Q: We send Press Releases across the web that get picked up on freewires. They are posted in multiple places online as well as on our website. Is this a bad practice?
A: Search engines treat syndicated content differently than regular duplicate content BUT I don’t recommend posting the press release on your own site (or if you really want it for branding/usability purposes, etc, use meta robots “NOINDEX, FOLLOW”). Allow the freewires to do their thing and you won’t be penalized in any way for OTHER sites re-purposing your content but I have seen sites get outranked for their own press release content when it’s posted on the company’s parent site, and then the original content owner’s parent site getting penalized for duplicate content, ironically. There used to be a handy syndication source tag that was devalued in 2012 (but don’t rely on it.
Q: What percentage of duplicate content is acceptable on a page? Is there a certain percentage that is allowed that will not make the page appear duplicated?

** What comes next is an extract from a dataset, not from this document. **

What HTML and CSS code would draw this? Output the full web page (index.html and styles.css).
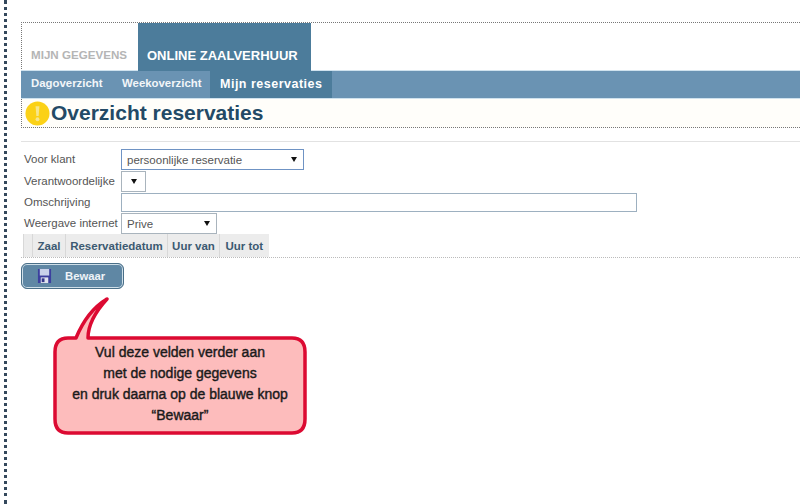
FILE: index.html
```html
<!DOCTYPE html>
<html lang="en">
<head>
   <title>Overzicht reservaties</title>
   <link rel="stylesheet" href="styles.css">
</head>
<body>
   <div id="page">
      <div id="tabs">
         <div class="tab">MIJN GEGEVENS</div>
         <div class="tab tab-active">ONLINE ZAALVERHUUR</div>
      </div>
      <div id="nav">
         <div class="nav-item">Dagoverzicht</div>
         <div class="nav-item">Weekoverzicht</div>
         <div class="nav-item nav-active">Mijn reservaties</div>
      </div>
      <div id="title">
         <svg class="warn" width="25" height="25" viewBox="0 0 26 26">
            <circle cx="13" cy="13" r="12.500" fill="#fbd116"/>
            <path d="M11 5.500h4l-.8 10h-2.400z" fill="#f6e68c"/>
            <circle cx="13" cy="19" r="2" fill="#f6e68c"/>
         </svg>
         <h1>Overzicht reservaties</h1>
      </div>
      <div id="form">
         <div class="row row-klant">
            <label>Voor klant</label>
            <div class="select select-focus select-klant"><span>persoonlijke reservatie</span><i class="arrow"></i></div>
         </div>
         <div class="row row-verant">
            <label>Verantwoordelijke</label>
            <div class="select select-small"><span></span><i class="arrow"></i></div>
         </div>
         <div class="row row-omschr">
            <label>Omschrijving</label>
            <input type="text" class="textbox">
         </div>
         <div class="row row-weergave">
            <label>Weergave internet</label>
            <div class="select select-weergave"><span>Prive</span><i class="arrow"></i></div>
         </div>
         <table id="grid">
            <tr>
               <th class="col-blank"></th>
               <th class="col-zaal">Zaal</th>
               <th class="col-datum">Reservatiedatum</th>
               <th class="col-van">Uur van</th>
               <th class="col-tot">Uur tot</th>
            </tr>
         </table>
      </div>
      <button id="save">
         <svg width="15" height="16" viewBox="0 0 16 17">
            <rect x="1" y="1" width="14" height="15" fill="#3c3f9e"/>
            <rect x="3" y="1" width="10" height="7" fill="#c9d2ea"/>
            <rect x="4" y="10" width="8" height="6" fill="#dfe3ee"/>
            <rect x="5" y="11" width="3" height="4" fill="#34378a"/>
         </svg>
         <span>Bewaar</span>
      </button>
   </div>
   <svg id="bubble-shape" width="262" height="146" viewBox="0 0 262 146">
      <path d="M17 41H25C32 24 41 11 56 2C45 14 37 27 37 41H241C250 41 254 46 254 55V122C254 131 250 136 241 136H17C8 136 4 131 4 122V55C4 46 8 41 17 41Z" fill="#fdbcbc" stroke="#dc0a32" stroke-width="3.500" stroke-linejoin="round"/>
   </svg>
   <div id="bubble-text">
      <p>Vul deze velden verder aan</p>
      <p>met de nodige gegevens</p>
      <p>en druk daarna op de blauwe knop</p>
      <p>“Bewaar”</p>
   </div>
</body>
</html>
```

FILE: styles.css
```css
* {
    margin: 0;
    padding: 0;
    box-sizing: border-box;
    font-family: "Liberation Sans", Arial, sans-serif;
}
html, body {
    height: 100%;
    overflow: hidden;
}
body {
    background: #fff;
    position: relative;
    padding-left: 4px;
}
#page {
    border-left: 3px dotted #34485c;
    height: 100%;
    padding: 22px 0 0 14px;
}
#tabs {
    display: flex;
    height: 49px;
    border-top: 1px dotted #777;
    border-left: 1px dotted #777;
}
.tab {
    height: 48px;
    padding: 25px 10px 0 9px;
    font-size: 11.600px;
    font-weight: bold;
    color: #b5b5b5;
    width: 116px;
}
.tab-active {
    background: #4c7c9b;
    color: #fff;
    font-size: 13px;
    width: 173px;
    padding-left: 9px;
    white-space: nowrap;
}
#nav {
    display: flex;
    height: 29px;
    background: #6a93b3;
    border-top: 1px solid #cfe2ee;
    border-bottom: 1px solid #cfe2ee;
    margin-top: -1px;
}
.nav-item {
    color: #f2f6f9;
    font-size: 11.400px;
    font-weight: bold;
    padding: 6px 0 0 10px;
    width: 91px;
}
.nav-item + .nav-item {
    width: 98px;
    padding-left: 10px;
}
.nav-item + .nav-item.nav-active {
    background: #4c7c9b;
    color: #fff;
    font-size: 12.500px;
    letter-spacing: 0.500px;
    width: 122px;
    padding: 6px 0 0 10px;
}
#title {
    display: flex;
    align-items: center;
    height: 29px;
    border-bottom: 1px dotted #777;
    border-left: 1px dotted #777;
    padding-left: 3px;
    background: #fffefa;
}
h1 {
    font-size: 21px;
    font-weight: bold;
    color: #234a66;
    margin-left: 1px;
}
.warn {
    flex: none;
}
#form {
    margin-top: 13px;
    border-top: 1px solid #e2e2e2;
    border-bottom: 1px dotted #bbb;
    padding-top: 7px;
    height: 117px;
}
.row {
    display: flex;
    align-items: center;
    font-size: 11.500px;
    color: #555;
}
.row label {
    width: 100px;
    padding-left: 3px;
    padding-bottom: 2px;
    flex: none;
    white-space: nowrap;
}
.row-klant {
    height: 21px;
    margin-bottom: 1px;
}
.row-verant {
    height: 21px;
    margin-bottom: 1px;
}
.row-omschr {
    height: 19px;
    margin-bottom: 1px;
}
.row-weergave {
    height: 21px;
}
.select {
    display: flex;
    align-items: center;
    justify-content: space-between;
    height: 100%;
    border: 1px solid #a9b4bd;
    background: #fff;
    padding: 0 6px 0 5px;
    font-size: 11.500px;
    color: #555;
}
.select-focus {
    border: 1px solid #6f93c4;
}
.select-klant {
    width: 183px;
}
.select-small {
    width: 25px;
    padding: 0 9px;
}
.select-weergave {
    width: 96px;
}
.arrow {
    width: 0;
    height: 0;
    border-left: 3px solid transparent;
    border-right: 3px solid transparent;
    border-top: 5px solid #111;
}
.textbox {
    width: 516px;
    height: 100%;
    border: 1px solid #9db0c0;
}
#grid {
    border-collapse: collapse;
    height: 23px;
    margin-left: 2px;
}
#grid th {
    background: #ececec;
    border-left: 1px solid #d8d8d8;
    color: #3c5a72;
    font-size: 11.500px;
    font-weight: bold;
    padding: 0;
    height: 23px;
    text-align: center;
}
.col-blank { width: 9px; min-width: 9px; }
.col-zaal { width: 33px; min-width: 33px; }
.col-datum { width: 102px; min-width: 102px; }
.col-van { width: 52px; min-width: 52px; }
.col-tot { width: 49px; min-width: 49px; }
#save {
    display: flex;
    align-items: center;
    width: 103px;
    height: 26px;
    margin-top: 5px;
    background: #5f87a4;
    border: 1px solid #4a6f88;
    box-shadow: inset 0 0 0 1px #cfdfe8;
    border-radius: 6px;
    color: #eef3f7;
    font-size: 11.300px;
    font-weight: bold;
    padding-left: 15px;
}
#save span {
    margin-left: 13px;
}
#bubble-shape {
    position: absolute;
    left: 51px;
    top: 297px;
}
#bubble-text {
    position: absolute;
    left: 54px;
    top: 342px;
    width: 252px;
    text-align: center;
    font-size: 14px;
    line-height: 21px;
    color: #1a1a1a;
    -webkit-text-stroke: 0.400px #1a1a1a;
}
```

A: Many SEOs agree that 95% unique content is a safe threshold – including code, text, images, everything. But, my experience has been that Google is fairly generous with this threshold when you’re using a code-heavy platform/CMS like Magento, WordPress, etc. as long as each meta title is completely unique, there are less than 5% duplicate URLs on the entire site, and there is no intentionally scraped content on your site.
Do your best to measure and monitor your duplicate content ratio but handle it properly, sit back, and have no fear.